Dan Eliasson, wcześniej m.in. komisarz szwedzkiej policji, obecnie przewodzi agencji kryzysowej. To on jest odpowiedzialny za projekt krajowej strategii walki z koronawirusem. Wśród opracowanych przez agencję, nowych wytycznych, znalazło się zalecenie by unikać zbędnych podróży i nawiązywania kontaktów z innymi osobami.
Tej treści SMS-y rozsyłane były obywatelom Szwecji tuż przed Bożym Narodzeniem. Niestety, okazało się, że nie przejał się tym sam Dan Eliasson, którego zdjęcie z lotniska w Las Palmas na Gran Canaria, znalazło się w mediach społecznościowych wywołując powszechna krytykę.
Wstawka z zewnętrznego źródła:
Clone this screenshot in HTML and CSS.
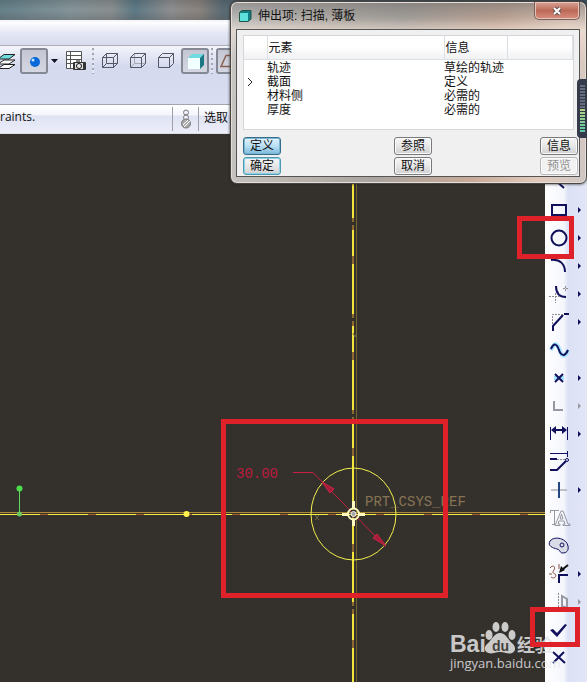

Szwedzi zarzucają urzędnikowi państwowemu hipokryzję. Nie brakuje też głosów żądających jego dymisji. Szef agencji kryzysowej wyjaśnił w rozmowie z gazetą “Expressen”, że na wyspę poleciał, by spędzić święta z mieszkającą tam córką.
Dodał, że przez ten cały czas pracował zdalnie, więc nie zaniedbał swoich obowiązków. Przedstawiciele szwedzkiego rządu nie zajęli jeszcze stanowiska w tej sprawie.